Güncelleme Tarihi:
YÜZDE 33 KOTA
“Kadınların karar mekanizmalarına katılmaları için önce kadınların okuması, kız çocuklarının okuması, onlara ciddi olanaklar sağlanması artı siyasete ilgi duyduktan sonra da, siyaset kurumunu çok iyi sorgulamaları gerekiyor. Sorgulama ile beraber çözümler de üretmeli. Bizim yüzde 33 cinsiyet kotamız var, parti içinde bunu uyguluyoruz ama asıl kadınların mücadele edecekleri alan, bu yüzde 33 cinsiyet kotasının Siyasal Partiler Yasası’na da girmesi. O zaman bütün partiler cinsiyet kotasını zorunlu kılabilirsiniz.
MÜCADELE EDERSE
Kadın halen bir kesim tarafından, toplumun ve siyasetin dışına itilebiliyor. Günlük yaşamda daha etkin olmasını çoğu zaman içine sindiremiyor. Ama kadınlar mücadele ettiği zaman bunları elde edeceklerdir.
BAZI MESLEKLERDE GÜÇLÜ
Belli meslek dallarında zaten kadın egemenliği vardır. Örneğin eczacılık, öğretmenlik mesleği gibi. Kadının doğasına da uygun olan bu mesleklerde kadınlar oldukça ciddi bir güç aslında. Üniversitedeki akademik dünyada kadın sayısı çok daha fazla, erkek hocalara göre. Böyle baktığımız zaman, Mustafa Kemal ve arkadaşları kadınlara seçme seçilme hakkını verdi. Bugün kadınlar bu haklardan yola çıkarak ciddi bir güç oldu. Ama henüz kadınların Türkiye’de yeterli düzeyde örgütlendiğini söylemek çok zor. Belli bölgelerde kadınlar halen yeteri kadar sesini çıkartamıyor, haklarını talep edemiyor. Ama bunları aşmak mümkün.”
ERKEKLERDEN İNANDIRICILAR
Kadınların illa ki farklı siyasi görüşleri olabilir, farklı inançları olabilir; ama sonuçta hepimiz bir arada huzur ve barış içinde yaşamak istiyoruz. Burada erkeklerden çok daha inandırıcılığı olan kadın aktör. Kadınların samimi olmaları, doğanın kendisine verdiği sezgi gücü... Kadın daha güçlü olarak bu sorunlara el atabilir ve daha samimi daha rahat çözebilir.

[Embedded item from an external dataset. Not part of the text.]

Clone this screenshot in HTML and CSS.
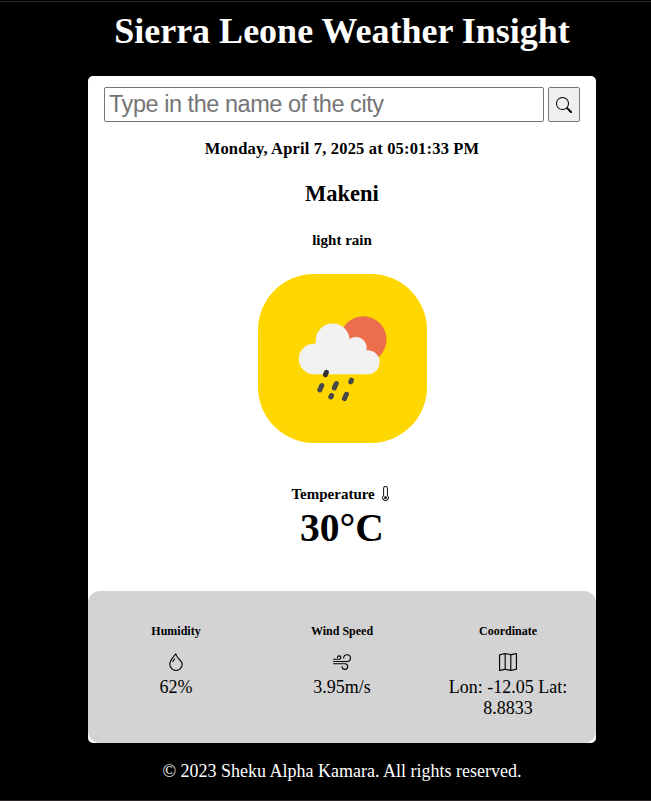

Kadının adı mutlaka var. ‘Adı yok’ desek haksızlık yapmış oluruz. Siyaset arenasında kadın yeterli ağırlıkta değil. Onun temel nedeni de siyaset alanının çok kirlenmesi ve o kirli alanda kadının siyaset yapmasına fırsat verilmemesi. Yani biraz acı ama ifade etmek zorundayım. O nedenle ‘siyasette etik değerler olmalı, Ahlak Kanunu çıkmalı’ diye ısrarla söylüyoruz.
KEŞKE BİRLEŞEBİLSELER
Siyaset zemini ahlaki düzeyde gelişirse kadın da, gençler de o zeminde yer alacak. Keşke bütün kadınlar belli hedeflerde birleşebilseler. Siyasal görüşlerini bir yana bırakıp belli bir yere odaklanabilseler; emin olun birçok şeyi çözerler. Mesela kadınlar öyle bir propaganda ile yola çıkmalı; ‘Kadın siyasi partiler yasasının değişmesi ve en az yüzde 33 veya 50 cinsiyet kotasını kim savunuyorsa ona oy vereceğiz’.”